Okay, well try this one:
Take any media publicly uploaded by a major artist on X and repost it to YouTube unaltered. You should be able to defend any copyright strikes because of your "publicly available" argument, right?
Allowing public broadcast once doesn't void the rights of the creator to control when and where that content gets broadcast again.
Again, false equivalence, and I don't think you understood what @Crackhappy meant when they said it.
You are trying to equate the concept of whether you can do something with whether a civil lawsuit would rule that you are liable for damages for it.
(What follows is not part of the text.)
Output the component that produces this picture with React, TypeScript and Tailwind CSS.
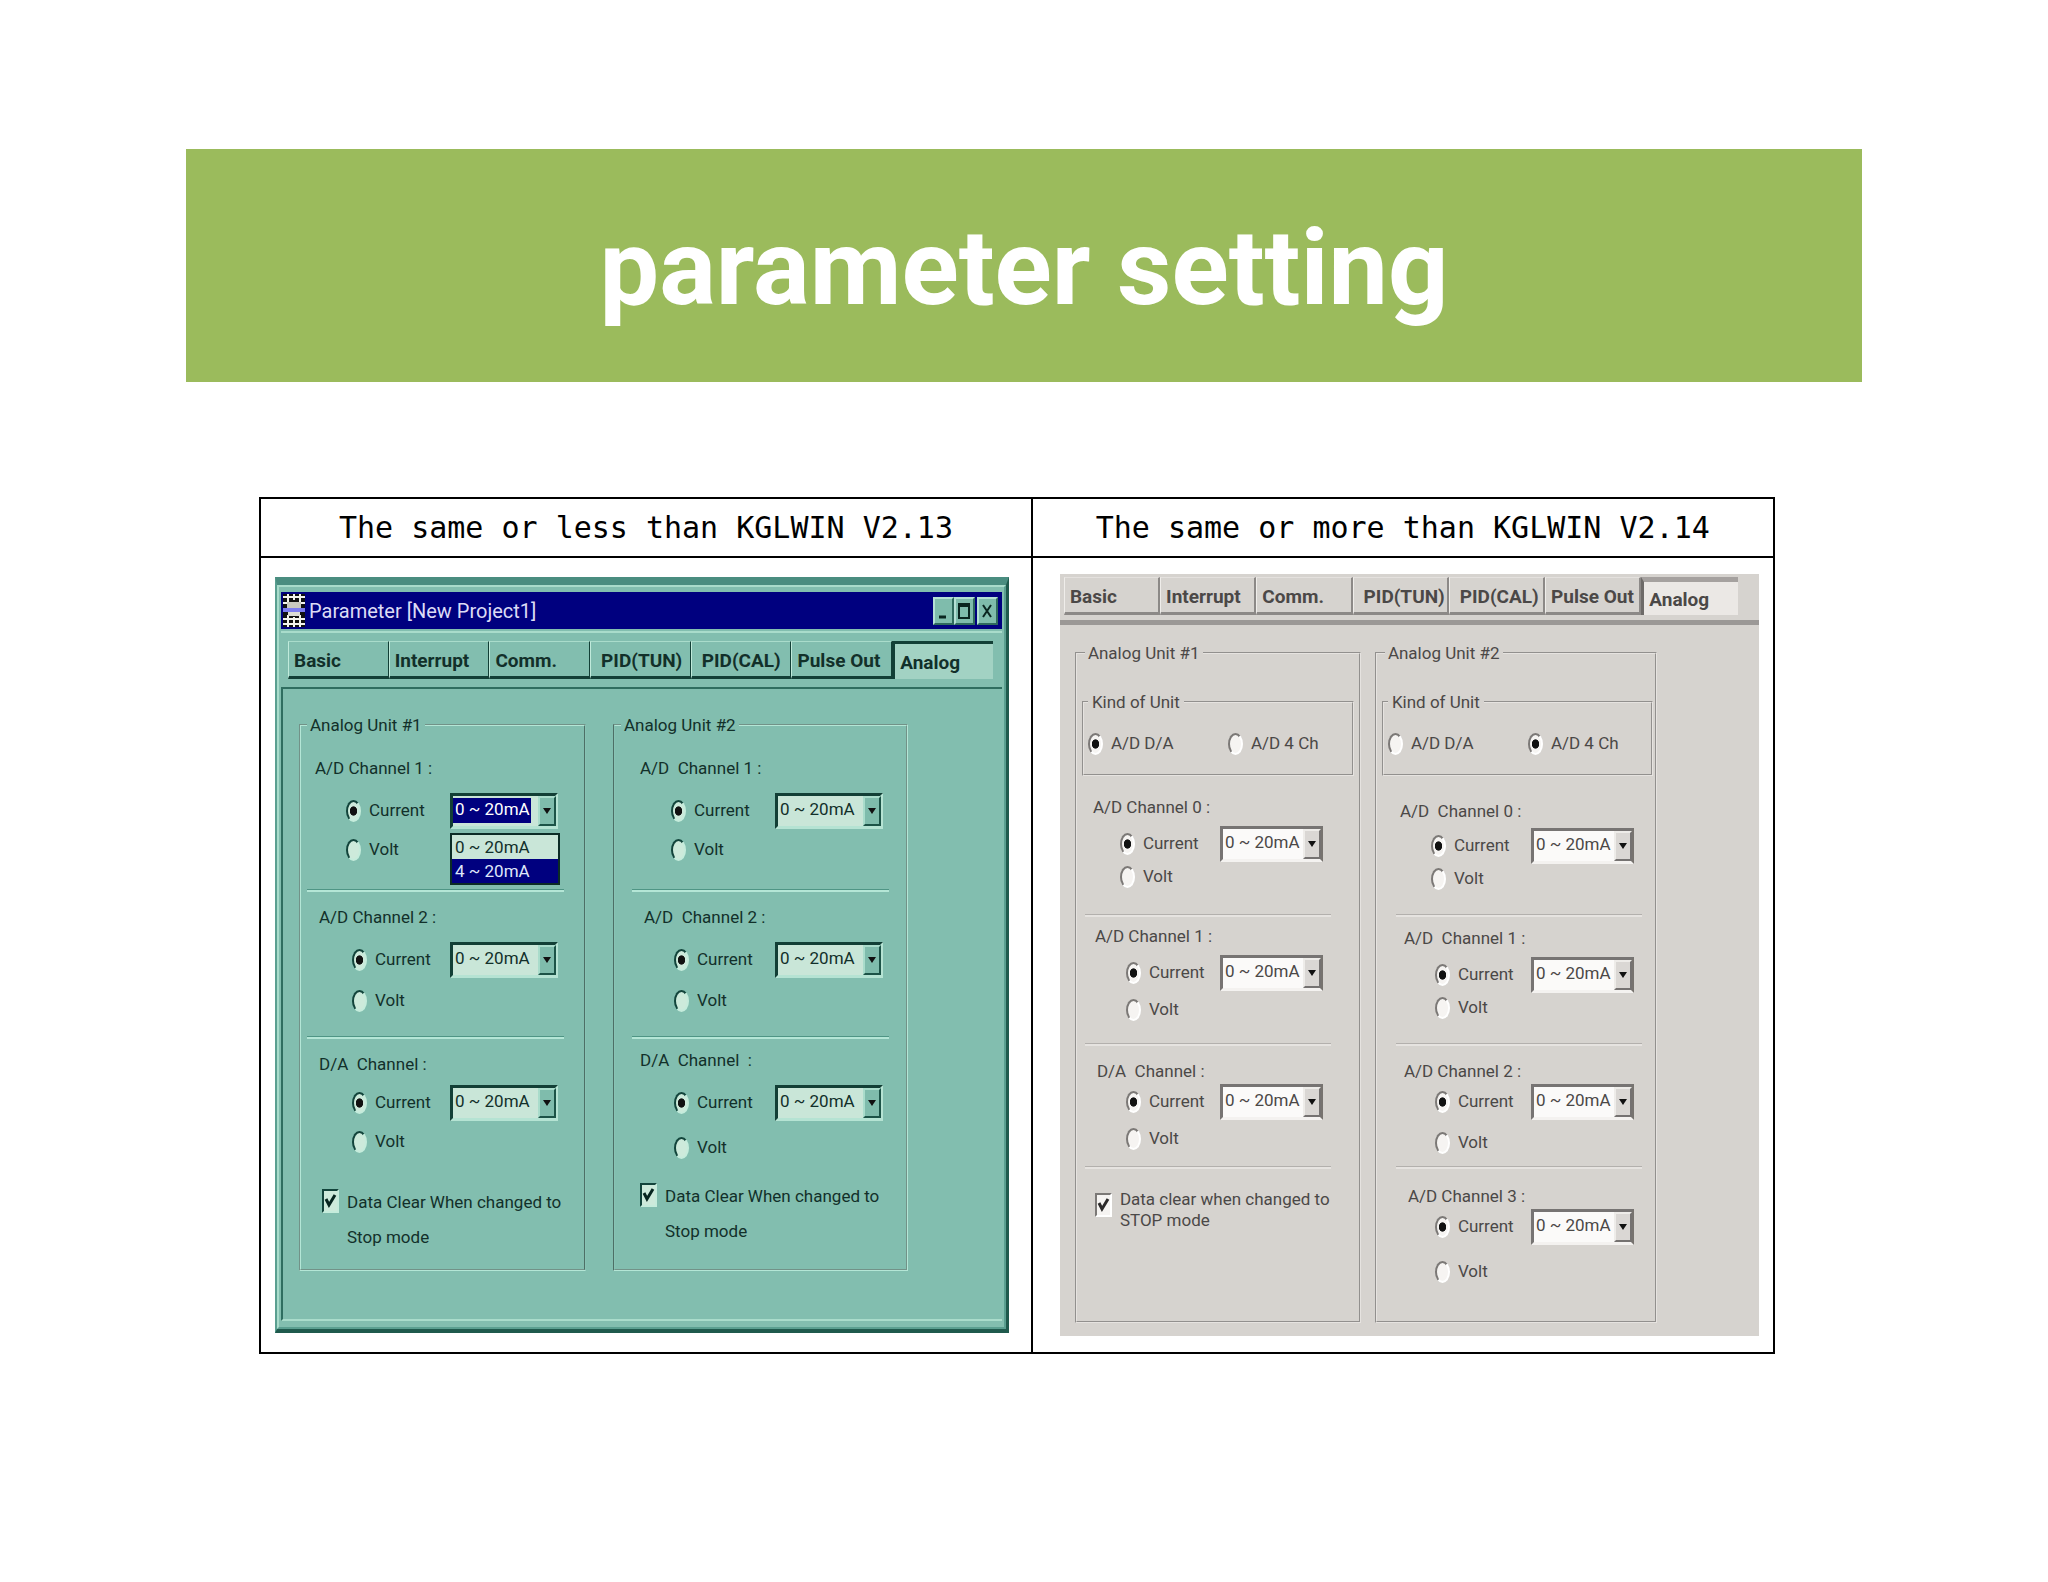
import { useId } from "react";
import clsx from "clsx";

type Theme = {
  radio: string;
  select: string;
  arrow: string;
  check: string;
  tick: string;
  rule: string;
  cols: string;
};

type ChannelProps = {
  theme: Theme;
  title: string;
  top: string;
  titleIndent: string;
  indent: string;
  rowGap: string;
  voltGap: string;
  open?: boolean;
};

const GREEN: Theme = {
  radio:
    "border-t-[#12443b] border-l-[#12443b] border-b-[#c5ecdc] border-r-[#c5ecdc] bg-[#cdeadb]",
  select:
    "bg-[#c9e6d8] border-t-[#123f36] border-l-[#123f36] border-b-[#b5e3d3] border-r-[#b5e3d3]",
  arrow:
    "bg-[#7fbcac] border-t-[#a9dccb] border-l-[#a9dccb] border-b-[#1c5347] border-r-[#1c5347]",
  check:
    "bg-[#cdeadb] border-t-[#12443b] border-l-[#12443b] border-b-[#c5ecdc] border-r-[#c5ecdc]",
  tick: "#06251f",
  rule: "w-[257px] border-t-[#4f9585] border-b-[#b4e6d6]",
  cols: "grid-cols-[143px_108px]",
};

const GRAY: Theme = {
  radio:
    "border-t-[#7b7876] border-l-[#7b7876] border-b-white border-r-white bg-[#f6f4f2]",
  select:
    "bg-[#fbfaf9] border-t-[#777473] border-l-[#777473] border-b-[#f4f2f0] border-r-[#77736f]",
  arrow:
    "bg-[#dad7d4] border-t-[#eeece9] border-l-[#eeece9] border-b-[#757271] border-r-[#757271]",
  check:
    "bg-[#f6f4f2] border-t-[#7b7876] border-l-[#7b7876] border-b-white border-r-white",
  tick: "#2b2929",
  rule: "w-[246px] border-t-[#b3b0ad] border-b-[#e6e3e0]",
  cols: "grid-cols-[135px_103px]",
};

const TABS = ["Basic", "Interrupt", "Comm.", "PID(TUN)", "PID(CAL)", "Pulse Out", "Analog"];

function Radio({
  theme,
  label,
  name,
  checked,
  className,
}: {
  theme: Theme;
  label: string;
  name: string;
  checked?: boolean;
  className?: string;
}) {
  return (
    <label className={clsx("flex items-center gap-2", className)}>
      <input
        type="radio"
        name={name}
        defaultChecked={checked}
        className={clsx(
          "appearance-none shrink-0 w-[15px] h-[22px] rounded-[50%] border-2 checked:bg-[radial-gradient(ellipse_4px_5px_at_center,#111_85%,transparent)]",
          theme.radio
        )}
      />
      {label}
    </label>
  );
}

function Range({ theme, label, open }: { theme: Theme; label: string; open?: boolean }) {
  return (
    <div className="relative h-[36px]">
      <select
        aria-label={label}
        defaultValue="0"
        className={clsx(
          "appearance-none block w-full h-full border-[3px] pl-[2px] pb-[5px] leading-[24px]",
          theme.select,
          open &&
            "text-white bg-[linear-gradient(#00007f,#00007f)] bg-no-repeat bg-[length:78px_25px] bg-[position:0_2px]"
        )}
      >
        <option value="0">0 ~ 20mA</option>
        <option value="4">4 ~ 20mA</option>
      </select>
      <span
        className={clsx(
          "pointer-events-none absolute top-[3px] right-[2px] w-[18px] h-[30px] border-2 flex items-center justify-center",
          theme.arrow
        )}
      >
        <svg width="8" height="8" viewBox="0 0 8 8">
          <path d="M0 1h8L4 7z" fill="#111" />
        </svg>
      </span>
      {open && (
        <ul className="absolute z-10 top-[40px] left-0 w-[110px] border-2 border-[#0b2c26] bg-[#c9e6d8] leading-[24px] text-[#12302a]">
          <li className="pl-[3px]">0 ~ 20mA</li>
          <li className="pl-[3px] bg-[#00007f] text-[#dfe6fa]">4 ~ 20mA</li>
        </ul>
      )}
    </div>
  );
}

function Channel(p: ChannelProps) {
  const name = useId();
  return (
    <div role="group" aria-label={p.title} className={p.top}>
      <div className={clsx("h-[26px] leading-[26px] whitespace-pre", p.titleIndent)}>{p.title}</div>
      <div className={clsx("grid items-center", p.theme.cols, p.rowGap)}>
        <Radio theme={p.theme} name={name} label="Current" checked className={p.indent} />
        <Range theme={p.theme} label={p.title} open={p.open} />
      </div>
      <Radio
        theme={p.theme}
        name={name}
        label="Volt"
        className={clsx("h-[30px]", p.indent, p.voltGap)}
      />
    </div>
  );
}

function Rule({ theme, className }: { theme: Theme; className: string }) {
  return <hr className={clsx("h-[3px] border-t border-b-2", theme.rule, className)} />;
}

function DataClear({
  theme,
  first,
  second,
  className,
}: {
  theme: Theme;
  first: string;
  second: string;
  className: string;
}) {
  return (
    <label className={clsx("flex items-start gap-2 whitespace-nowrap", className)}>
      <span className="relative mt-1 w-[17px] h-[24px] shrink-0">
        <input
          type="checkbox"
          defaultChecked
          className={clsx("appearance-none block w-full h-full border-2", theme.check)}
        />
        <svg
          className="pointer-events-none absolute inset-0"
          width="17"
          height="24"
          viewBox="0 0 17 24"
        >
          <path d="M4 10l3 6 6-10" fill="none" stroke={theme.tick} strokeWidth="3" />
        </svg>
      </span>
      <span>
        {first}
        <br />
        {second}
      </span>
    </label>
  );
}

function KindOfUnit({ fourCh, className }: { fourCh?: boolean; className: string }) {
  const name = useId();
  return (
    <fieldset
      className={clsx("mt-[25px] border-2 border-[#e6e3e0] [border-style:groove]", className)}
    >
      <legend className="ml-1 px-1 h-6 leading-6">Kind of Unit</legend>
      <div className="flex items-center h-[60px] pl-1">
        <Radio theme={GRAY} name={name} label="A/D D/A" checked={!fourCh} className="w-[140px]" />
        <Radio theme={GRAY} name={name} label="A/D 4 Ch" checked={fourCh} />
      </div>
    </fieldset>
  );
}

function ProjectIcon() {
  return (
    <svg width="22" height="33" viewBox="0 0 22 33">
      <rect width="22" height="33" fill="#111" />
      <path
        d="M0 3h22M0 9h22M0 25h22M0 30h22M5 0v12M11 0v6M17 0v12M5 21v12M11 23v10M17 21v12"
        stroke="#f4f4ee"
        strokeWidth="2"
        fill="none"
      />
      <rect x="4" y="8" width="14" height="6" fill="#c9c9c0" />
      <rect y="14" width="22" height="4" fill="#7c7cf0" />
      <rect x="5" y="18" width="12" height="4" fill="#dcdcd4" />
    </svg>
  );
}

const winButton =
  "flex items-center justify-center w-[21px] h-[28px] bg-[#7fbcac] border-2 border-t-[#b4e0d4] border-l-[#b4e0d4] border-b-[#2f6a5d] border-r-[#2f6a5d]";

function TitleBar() {
  return (
    <div className="flex items-center h-[37px] pl-[2px] pr-1 bg-[#00007f]">
      <ProjectIcon />
      <span className="ml-1 mr-auto text-[20px] leading-[30px] text-[#dcdcf6]">
        Parameter [New Project1]
      </span>
      <button aria-label="Minimize" className={winButton}>
        <svg width="14" height="18" viewBox="0 0 14 18">
          <path d="M3 15h7" stroke="#0a2620" strokeWidth="3" />
        </svg>
      </button>
      <button aria-label="Maximize" className={winButton}>
        <svg width="14" height="18" viewBox="0 0 14 18">
          <path d="M2 2v14h10V2" fill="none" stroke="#0a2620" strokeWidth="2" />
          <path d="M1 3h12" stroke="#0a2620" strokeWidth="4" />
        </svg>
      </button>
      <button aria-label="Close" className={clsx(winButton, "ml-[2px]")}>
        <svg width="14" height="18" viewBox="0 0 14 18">
          <path d="M3 3l8 12M11 3L3 15" stroke="#0a2620" strokeWidth="2" />
        </svg>
      </button>
    </div>
  );
}

function GreenDialog() {
  return (
    <div className="ml-[14px] mr-[22px] mt-[19px] mb-[19px] bg-[#82beaf] text-[17px] text-[#12302a] border-t-[8px] border-l-2 border-r-[3px] border-b-4 border-t-[#4a8d80] border-l-[#5a9f90] border-r-[#1f5a4d] border-b-[#1f5a4d]">
      <div className="border-2 border-t-[#a9dccb] border-l-[#a9dccb] border-b-[#5a9f90] border-r-[#5a9f90] px-[2px] pt-[5px] pb-[6px]">
        <TitleBar />
        <div className="mt-[2px] h-[2px] bg-[#a9dccb]" />
        <div role="tablist" className="mt-2 ml-[7px] mr-[9px] grid grid-cols-7 h-[38px] text-[19px] font-bold">
          {TABS.map((t) => (
            <button
              key={t}
              role="tab"
              aria-selected={t === "Analog"}
              className={clsx(
                "text-left whitespace-nowrap pt-1",
                t.startsWith("PID") ? "pl-[10px]" : "pl-[5px]",
                t === "Analog"
                  ? "bg-[#a2d2c3] border-t-[3px] border-l-[3px] border-[#123f36]"
                  : "border-l border-t border-r border-b-[3px] border-t-[#a9dccb] border-l-[#c0eadb] border-r-[#123f36] border-b-[#123f36]"
              )}
            >
              {t}
            </button>
          ))}
        </div>
        <div className="mt-2 flex gap-[27px] pl-[16px] pt-[24px] pb-[48px] border-t-2 border-l-2 border-b-2 border-t-[#2f6e60] border-l-[#2f6e60] border-b-[#a9dccb]">
          <fieldset className="w-[287px] min-w-0 border-2 [border-style:groove] border-[#b4e6d6] border-r-[#88c3b4] pb-[14px]">
            <legend className="ml-[6px] px-[3px] h-6 leading-6">Analog Unit #1</legend>
            <div className="pl-[6px]">
              <Channel theme={GREEN} title="A/D Channel 1 :" top="pt-[18px]" titleIndent="pl-2" indent="pl-[39px]" rowGap="mt-3" voltGap="mt-[6px]" open />
              <Rule theme={GREEN} className="mt-6" />
              <Channel theme={GREEN} title="A/D Channel 2 :" top="pt-3" titleIndent="pl-3" indent="pl-[45px]" rowGap="mt-3" voltGap="mt-2" />
              <Rule theme={GREEN} className="mt-5" />
              <Channel theme={GREEN} title="D/A  Channel :" top="pt-3" titleIndent="pl-3" indent="pl-[45px]" rowGap="mt-2" voltGap="mt-[6px]" />
              <DataClear theme={GREEN} first="Data Clear When changed to" second="Stop mode" className="pl-[15px] mt-7 leading-[35px]" />
            </div>
          </fieldset>
          <fieldset className="w-[295px] min-w-0 border-2 [border-style:groove] border-[#b4e6d6] border-l-[#88c3b4] pb-[14px]">
            <legend className="ml-[6px] px-[3px] h-6 leading-6">Analog Unit #2</legend>
            <div className="pl-[17px]">
              <Channel theme={GREEN} title="A/D  Channel 1 :" top="pt-[18px]" titleIndent="pl-2" indent="pl-[39px]" rowGap="mt-3" voltGap="mt-[6px]" />
              <Rule theme={GREEN} className="mt-6" />
              <Channel theme={GREEN} title="A/D  Channel 2 :" top="pt-3" titleIndent="pl-3" indent="pl-[42px]" rowGap="mt-3" voltGap="mt-2" />
              <Rule theme={GREEN} className="mt-5" />
              <Channel theme={GREEN} title="D/A  Channel  :" top="pt-2" titleIndent="pl-2" indent="pl-[42px]" rowGap="mt-3" voltGap="mt-3" />
              <DataClear theme={GREEN} first="Data Clear When changed to" second="Stop mode" className="pl-2 mt-4 leading-[35px]" />
            </div>
          </fieldset>
        </div>
      </div>
    </div>
  );
}

function GrayDialog() {
  return (
    <div className="ml-[27px] mr-[14px] mt-4 pb-[13px] bg-[#d6d3cf] text-[17px] text-[#4b4847]">
      <div role="tablist" className="pt-[3px] ml-1 mr-[21px] grid grid-cols-7 h-[38px] text-[19px] font-bold">
        {TABS.map((t) => (
          <button
            key={t}
            role="tab"
            aria-selected={t === "Analog"}
            className={clsx(
              "text-left whitespace-nowrap pt-1",
              t.startsWith("PID") ? "pl-[10px]" : "pl-[5px]",
              t === "Analog"
                ? "bg-[#ebe8e5] border-t-[5px] border-l-[3px] border-t-[#a5a19f] border-l-[#6d6a68]"
                : "border-l border-t border-r-2 border-b-[3px] border-t-[#e4e1de] border-l-[#efedea] border-r-[#8c8987] border-b-[#8c8987]"
            )}
          >
            {t}
          </button>
        ))}
      </div>
      <div className="mt-2 h-[5px] bg-[#9b9896]" />
      <div className="mt-4 ml-[15px] flex gap-[14px]">
        <fieldset className="w-[286px] min-w-0 border-2 [border-style:groove] border-[#e6e3e0]">
          <legend className="ml-2 px-[3px] h-6 leading-6">Analog Unit #1</legend>
          <KindOfUnit className="ml-[5px] mr-[5px]" />
          <div className="pl-2">
            <Channel theme={GRAY} title="A/D Channel 0 :" top="pt-[18px]" titleIndent="pl-2" indent="pl-[35px]" rowGap="mt-[6px]" voltGap="mt-0" />
            <Rule theme={GRAY} className="mt-[22px]" />
            <Channel theme={GRAY} title="A/D Channel 1 :" top="pt-[6px]" titleIndent="pl-[10px]" indent="pl-[41px]" rowGap="mt-[6px]" voltGap="mt-1" />
            <Rule theme={GRAY} className="mt-[18px]" />
            <Channel theme={GRAY} title="D/A  Channel :" top="pt-3" titleIndent="pl-3" indent="pl-[41px]" rowGap="mt-0" voltGap="mt-1" />
            <Rule theme={GRAY} className="mt-3" />
            <DataClear theme={GRAY} first="Data clear when changed to" second="STOP mode" className="pl-[10px] mt-5 leading-[21px]" />
          </div>
        </fieldset>
        <fieldset className="w-[282px] min-w-0 border-2 [border-style:groove] border-[#e6e3e0] pb-[34px]">
          <legend className="ml-2 px-[3px] h-6 leading-6">Analog Unit #2</legend>
          <KindOfUnit fourCh className="ml-[5px] mr-[2px]" />
          <div className="pl-[19px]">
            <Channel theme={GRAY} title="A/D  Channel 0 :" top="pt-[22px]" titleIndent="pl-1" indent="pl-[35px]" rowGap="mt-1" voltGap="mt-0" />
            <Rule theme={GRAY} className="mt-5" />
            <Channel theme={GRAY} title="A/D  Channel 1 :" top="pt-2" titleIndent="pl-2" indent="pl-[39px]" rowGap="mt-[6px]" voltGap="mt-0" />
            <Rule theme={GRAY} className="mt-5" />
            <Channel theme={GRAY} title="A/D Channel 2 :" top="pt-3" titleIndent="pl-2" indent="pl-[39px]" rowGap="mt-0" voltGap="mt-2" />
            <Rule theme={GRAY} className="mt-2" />
            <Channel theme={GRAY} title="A/D Channel 3 :" top="pt-[14px]" titleIndent="pl-3" indent="pl-[39px]" rowGap="mt-0" voltGap="mt-3" />
          </div>
        </fieldset>
      </div>
    </div>
  );
}

export default function App() {
  return (
    <main className="min-h-screen bg-white pt-[149px] pb-[100px] font-['Roboto','Liberation_Sans',sans-serif]">
      <h1 className="mx-[186px] h-[233px] pt-1 flex items-center justify-center bg-[#9bbb5c] text-white font-bold text-[106px] leading-none">
        parameter setting
      </h1>

      <table className="mt-[115px] ml-[259px] w-[74%] table-fixed border-collapse text-black">
        <colgroup>
          <col className="w-[51%]" />
          <col />
        </colgroup>
        <thead>
          <tr className="h-[59px] font-['DejaVu_Sans_Mono',monospace] text-[30px]">
            <th className="border-2 border-black p-0 font-normal whitespace-nowrap">
              The same or less than KGLWIN V2.13
            </th>
            <th className="border-2 border-black p-0 font-normal whitespace-nowrap">
              The same or more than KGLWIN V2.14
            </th>
          </tr>
        </thead>
        <tbody>
          <tr>
            <td className="border-2 border-black p-0 align-top">
              <GreenDialog />
            </td>
            <td className="border-2 border-black p-0 align-top">
              <GrayDialog />
            </td>
          </tr>
        </tbody>
      </table>
    </main>
  );
}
Of course you can copy something someone uploaded to the internet. They made it publicly available, it's trivial to copy. Disney or so might take you to court for it, and here we get to the crux of the matter: Assuming you were to post all your posts here under an "all rights reserved" license and the instance you're doing that on confirm you in writing that they'll comply with orders for data in case you need it for a lawsuit, you'd absolutely be able to go after someone creating a bridge copying your data to Threads in a civil lawsuit.
Are you going to do that over any comment you post here? Probably not, plus, honestly, good luck showing that you have been materially damaged by the copy.
But again, false equivalence. You can trivially copy anything on the web. Whether you are liable for it is a wholly different thing nobody was talking about.
Copyright has fair use provisions, and one could argue that a bridge that lets you public content on a different network is no different than providing a VCR-to-DVD service.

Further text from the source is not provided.